● Data segment

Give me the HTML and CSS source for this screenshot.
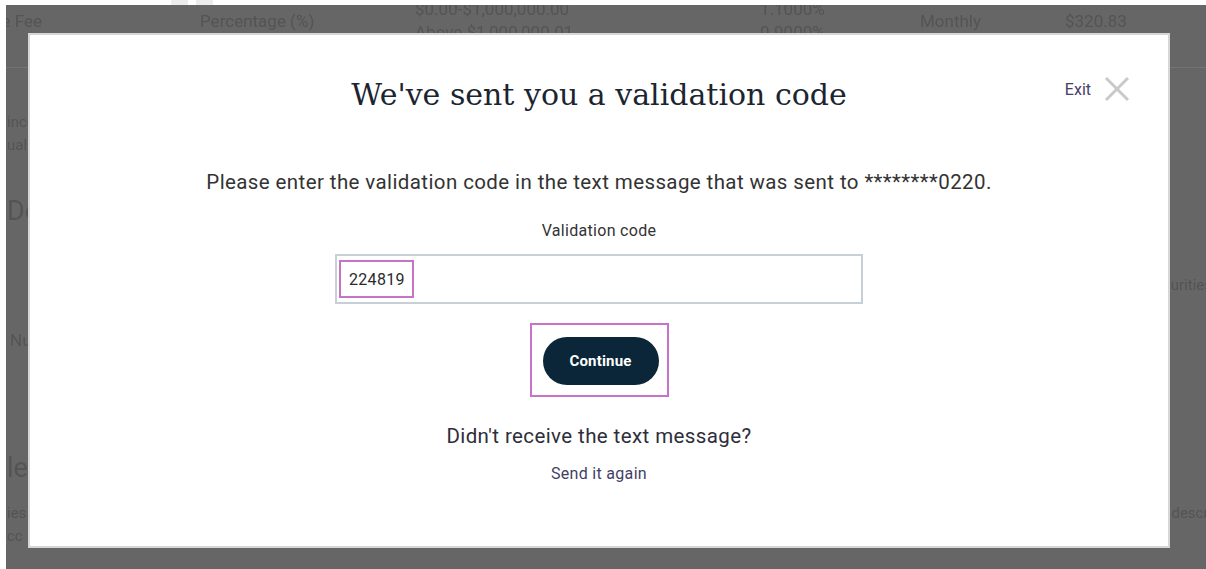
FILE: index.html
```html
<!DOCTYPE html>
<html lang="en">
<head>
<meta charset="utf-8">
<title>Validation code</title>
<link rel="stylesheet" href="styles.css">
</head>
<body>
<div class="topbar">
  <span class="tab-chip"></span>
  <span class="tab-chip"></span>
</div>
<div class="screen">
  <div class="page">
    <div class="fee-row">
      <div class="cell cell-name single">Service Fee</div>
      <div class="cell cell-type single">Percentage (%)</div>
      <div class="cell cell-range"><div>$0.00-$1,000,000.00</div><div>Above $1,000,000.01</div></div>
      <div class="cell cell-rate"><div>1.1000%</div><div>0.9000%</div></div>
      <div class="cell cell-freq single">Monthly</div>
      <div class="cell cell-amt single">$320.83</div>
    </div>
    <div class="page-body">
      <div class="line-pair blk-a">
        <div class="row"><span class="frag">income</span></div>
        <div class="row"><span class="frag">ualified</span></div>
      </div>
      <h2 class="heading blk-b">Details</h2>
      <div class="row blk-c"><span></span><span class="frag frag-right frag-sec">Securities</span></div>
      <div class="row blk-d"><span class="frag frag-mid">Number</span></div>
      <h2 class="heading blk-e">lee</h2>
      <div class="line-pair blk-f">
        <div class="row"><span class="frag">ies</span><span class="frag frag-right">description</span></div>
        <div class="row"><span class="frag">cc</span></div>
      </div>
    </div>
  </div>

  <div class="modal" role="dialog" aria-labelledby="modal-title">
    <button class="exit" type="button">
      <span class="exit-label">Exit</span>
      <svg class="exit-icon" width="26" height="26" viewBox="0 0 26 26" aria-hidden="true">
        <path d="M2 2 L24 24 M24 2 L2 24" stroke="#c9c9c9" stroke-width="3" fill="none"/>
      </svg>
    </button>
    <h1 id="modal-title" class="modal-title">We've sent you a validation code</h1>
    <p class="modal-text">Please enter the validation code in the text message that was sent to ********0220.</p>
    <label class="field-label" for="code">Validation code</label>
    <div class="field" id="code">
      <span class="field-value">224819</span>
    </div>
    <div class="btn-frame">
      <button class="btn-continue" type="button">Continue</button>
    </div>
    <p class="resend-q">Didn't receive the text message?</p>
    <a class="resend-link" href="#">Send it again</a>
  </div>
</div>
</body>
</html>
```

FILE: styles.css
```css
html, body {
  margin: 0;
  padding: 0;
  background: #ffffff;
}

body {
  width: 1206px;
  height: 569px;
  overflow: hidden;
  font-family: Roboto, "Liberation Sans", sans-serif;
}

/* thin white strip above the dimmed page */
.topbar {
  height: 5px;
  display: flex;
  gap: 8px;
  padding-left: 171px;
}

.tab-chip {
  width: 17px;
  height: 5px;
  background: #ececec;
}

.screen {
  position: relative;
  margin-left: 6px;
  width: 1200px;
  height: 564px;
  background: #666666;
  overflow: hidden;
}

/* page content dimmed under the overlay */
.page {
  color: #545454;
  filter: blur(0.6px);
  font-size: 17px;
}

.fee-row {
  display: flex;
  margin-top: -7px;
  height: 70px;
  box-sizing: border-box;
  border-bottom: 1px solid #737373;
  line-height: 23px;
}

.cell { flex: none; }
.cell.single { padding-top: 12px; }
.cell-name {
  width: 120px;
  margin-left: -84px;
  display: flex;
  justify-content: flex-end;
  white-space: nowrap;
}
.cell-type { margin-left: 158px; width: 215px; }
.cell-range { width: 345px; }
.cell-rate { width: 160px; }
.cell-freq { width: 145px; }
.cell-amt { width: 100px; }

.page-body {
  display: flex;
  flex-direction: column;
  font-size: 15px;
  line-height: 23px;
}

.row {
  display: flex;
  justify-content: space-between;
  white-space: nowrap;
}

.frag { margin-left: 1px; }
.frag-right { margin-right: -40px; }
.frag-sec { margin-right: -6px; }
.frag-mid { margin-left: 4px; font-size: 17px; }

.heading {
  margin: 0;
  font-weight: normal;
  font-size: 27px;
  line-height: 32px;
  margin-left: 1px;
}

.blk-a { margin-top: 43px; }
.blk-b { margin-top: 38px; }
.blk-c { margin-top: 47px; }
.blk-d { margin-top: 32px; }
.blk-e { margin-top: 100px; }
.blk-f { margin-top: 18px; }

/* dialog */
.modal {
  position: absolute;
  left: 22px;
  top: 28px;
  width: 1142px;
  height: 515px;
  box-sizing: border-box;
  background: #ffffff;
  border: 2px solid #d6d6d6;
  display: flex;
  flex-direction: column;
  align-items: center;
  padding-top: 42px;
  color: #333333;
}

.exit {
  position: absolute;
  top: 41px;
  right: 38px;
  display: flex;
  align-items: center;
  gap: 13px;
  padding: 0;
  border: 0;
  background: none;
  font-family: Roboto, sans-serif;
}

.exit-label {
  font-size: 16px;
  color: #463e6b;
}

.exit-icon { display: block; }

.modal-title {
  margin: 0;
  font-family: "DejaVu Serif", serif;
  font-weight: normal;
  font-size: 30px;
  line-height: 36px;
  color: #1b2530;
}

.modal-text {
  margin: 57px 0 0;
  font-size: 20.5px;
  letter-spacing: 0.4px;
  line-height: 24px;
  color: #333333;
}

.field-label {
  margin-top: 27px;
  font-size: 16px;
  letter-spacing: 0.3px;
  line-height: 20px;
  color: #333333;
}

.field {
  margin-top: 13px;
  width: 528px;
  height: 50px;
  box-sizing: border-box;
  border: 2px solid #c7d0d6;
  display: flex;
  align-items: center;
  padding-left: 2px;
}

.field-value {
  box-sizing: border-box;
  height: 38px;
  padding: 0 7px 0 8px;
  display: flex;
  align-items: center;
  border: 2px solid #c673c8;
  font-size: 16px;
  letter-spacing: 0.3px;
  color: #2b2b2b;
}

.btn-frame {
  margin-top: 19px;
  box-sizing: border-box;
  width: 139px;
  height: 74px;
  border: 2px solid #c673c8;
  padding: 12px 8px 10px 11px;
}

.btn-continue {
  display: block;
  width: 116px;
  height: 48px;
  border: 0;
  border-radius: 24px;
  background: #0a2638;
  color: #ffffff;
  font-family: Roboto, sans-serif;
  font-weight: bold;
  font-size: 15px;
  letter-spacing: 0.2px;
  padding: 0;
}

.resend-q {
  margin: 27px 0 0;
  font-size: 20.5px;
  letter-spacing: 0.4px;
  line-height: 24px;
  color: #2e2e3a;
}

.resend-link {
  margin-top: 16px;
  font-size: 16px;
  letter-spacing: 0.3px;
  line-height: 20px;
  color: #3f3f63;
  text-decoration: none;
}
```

● Exercise directions
Quote the material in full and exactly; do not carry over its pictures.

● Solution to this problem
Give me the HTML and CSS source for this screenshot.
FILE: index.html
```html
<!DOCTYPE html>
<html lang="en">
<head>
<meta charset="utf-8">
<title>Validation code</title>
<link rel="stylesheet" href="styles.css">
</head>
<body>
<div class="topbar">
  <span class="tab-chip"></span>
  <span class="tab-chip"></span>
</div>
<div class="screen">
  <div class="page">
    <div class="fee-row">
      <div class="cell cell-name single">Service Fee</div>
      <div class="cell cell-type single">Percentage (%)</div>
      <div class="cell cell-range"><div>$0.00-$1,000,000.00</div><div>Above $1,000,000.01</div></div>
      <div class="cell cell-rate"><div>1.1000%</div><div>0.9000%</div></div>
      <div class="cell cell-freq single">Monthly</div>
      <div class="cell cell-amt single">$320.83</div>
    </div>
    <div class="page-body">
      <div class="line-pair blk-a">
        <div class="row"><span class="frag">income</span></div>
        <div class="row"><span class="frag">ualified</span></div>
      </div>
      <h2 class="heading blk-b">Details</h2>
      <div class="row blk-c"><span></span><span class="frag frag-right frag-sec">Securities</span></div>
      <div class="row blk-d"><span class="frag frag-mid">Number</span></div>
      <h2 class="heading blk-e">lee</h2>
      <div class="line-pair blk-f">
        <div class="row"><span class="frag">ies</span><span class="frag frag-right">description</span></div>
        <div class="row"><span class="frag">cc</span></div>
      </div>
    </div>
  </div>

  <div class="modal" role="dialog" aria-labelledby="modal-title">
    <button class="exit" type="button">
      <span class="exit-label">Exit</span>
      <svg class="exit-icon" width="26" height="26" viewBox="0 0 26 26" aria-hidden="true">
        <path d="M2 2 L24 24 M24 2 L2 24" stroke="#c9c9c9" stroke-width="3" fill="none"/>
      </svg>
    </button>
    <h1 id="modal-title" class="modal-title">We've sent you a validation code</h1>
    <p class="modal-text">Please enter the validation code in the text message that was sent to ********0220.</p>
    <label class="field-label" for="code">Validation code</label>
    <div class="field" id="code">
      <span class="field-value">224819</span>
    </div>
    <div class="btn-frame">
      <button class="btn-continue" type="button">Continue</button>
    </div>
    <p class="resend-q">Didn't receive the text message?</p>
    <a class="resend-link" href="#">Send it again</a>
  </div>
</div>
</body>
</html>
```

FILE: styles.css
```css
html, body {
  margin: 0;
  padding: 0;
  background: #ffffff;
}

body {
  width: 1206px;
  height: 569px;
  overflow: hidden;
  font-family: Roboto, "Liberation Sans", sans-serif;
}

/* thin white strip above the dimmed page */
.topbar {
  height: 5px;
  display: flex;
  gap: 8px;
  padding-left: 171px;
}

.tab-chip {
  width: 17px;
  height: 5px;
  background: #ececec;
}

.screen {
  position: relative;
  margin-left: 6px;
  width: 1200px;
  height: 564px;
  background: #666666;
  overflow: hidden;
}

/* page content dimmed under the overlay */
.page {
  color: #545454;
  filter: blur(0.6px);
  font-size: 17px;
}

.fee-row {
  display: flex;
  margin-top: -7px;
  height: 70px;
  box-sizing: border-box;
  border-bottom: 1px solid #737373;
  line-height: 23px;
}

.cell { flex: none; }
.cell.single { padding-top: 12px; }
.cell-name {
  width: 120px;
  margin-left: -84px;
  display: flex;
  justify-content: flex-end;
  white-space: nowrap;
}
.cell-type { margin-left: 158px; width: 215px; }
.cell-range { width: 345px; }
.cell-rate { width: 160px; }
.cell-freq { width: 145px; }
.cell-amt { width: 100px; }

.page-body {
  display: flex;
  flex-direction: column;
  font-size: 15px;
  line-height: 23px;
}

.row {
  display: flex;
  justify-content: space-between;
  white-space: nowrap;
}

.frag { margin-left: 1px; }
.frag-right { margin-right: -40px; }
.frag-sec { margin-right: -6px; }
.frag-mid { margin-left: 4px; font-size: 17px; }

.heading {
  margin: 0;
  font-weight: normal;
  font-size: 27px;
  line-height: 32px;
  margin-left: 1px;
}

.blk-a { margin-top: 43px; }
.blk-b { margin-top: 38px; }
.blk-c { margin-top: 47px; }
.blk-d { margin-top: 32px; }
.blk-e { margin-top: 100px; }
.blk-f { margin-top: 18px; }

/* dialog */
.modal {
  position: absolute;
  left: 22px;
  top: 28px;
  width: 1142px;
  height: 515px;
  box-sizing: border-box;
  background: #ffffff;
  border: 2px solid #d6d6d6;
  display: flex;
  flex-direction: column;
  align-items: center;
  padding-top: 42px;
  color: #333333;
}

.exit {
  position: absolute;
  top: 41px;
  right: 38px;
  display: flex;
  align-items: center;
  gap: 13px;
  padding: 0;
  border: 0;
  background: none;
  font-family: Roboto, sans-serif;
}

.exit-label {
  font-size: 16px;
  color: #463e6b;
}

.exit-icon { display: block; }

.modal-title {
  margin: 0;
  font-family: "DejaVu Serif", serif;
  font-weight: normal;
  font-size: 30px;
  line-height: 36px;
  color: #1b2530;
}

.modal-text {
  margin: 57px 0 0;
  font-size: 20.5px;
  letter-spacing: 0.4px;
  line-height: 24px;
  color: #333333;
}

.field-label {
  margin-top: 27px;
  font-size: 16px;
  letter-spacing: 0.3px;
  line-height: 20px;
  color: #333333;
}

.field {
  margin-top: 13px;
  width: 528px;
  height: 50px;
  box-sizing: border-box;
  border: 2px solid #c7d0d6;
  display: flex;
  align-items: center;
  padding-left: 2px;
}

.field-value {
  box-sizing: border-box;
  height: 38px;
  padding: 0 7px 0 8px;
  display: flex;
  align-items: center;
  border: 2px solid #c673c8;
  font-size: 16px;
  letter-spacing: 0.3px;
  color: #2b2b2b;
}

.btn-frame {
  margin-top: 19px;
  box-sizing: border-box;
  width: 139px;
  height: 74px;
  border: 2px solid #c673c8;
  padding: 12px 8px 10px 11px;
}

.btn-continue {
  display: block;
  width: 116px;
  height: 48px;
  border: 0;
  border-radius: 24px;
  background: #0a2638;
  color: #ffffff;
  font-family: Roboto, sans-serif;
  font-weight: bold;
  font-size: 15px;
  letter-spacing: 0.2px;
  padding: 0;
}

.resend-q {
  margin: 27px 0 0;
  font-size: 20.5px;
  letter-spacing: 0.4px;
  line-height: 24px;
  color: #2e2e3a;
}

.resend-link {
  margin-top: 16px;
  font-size: 16px;
  letter-spacing: 0.3px;
  line-height: 20px;
  color: #3f3f63;
  text-decoration: none;
}
```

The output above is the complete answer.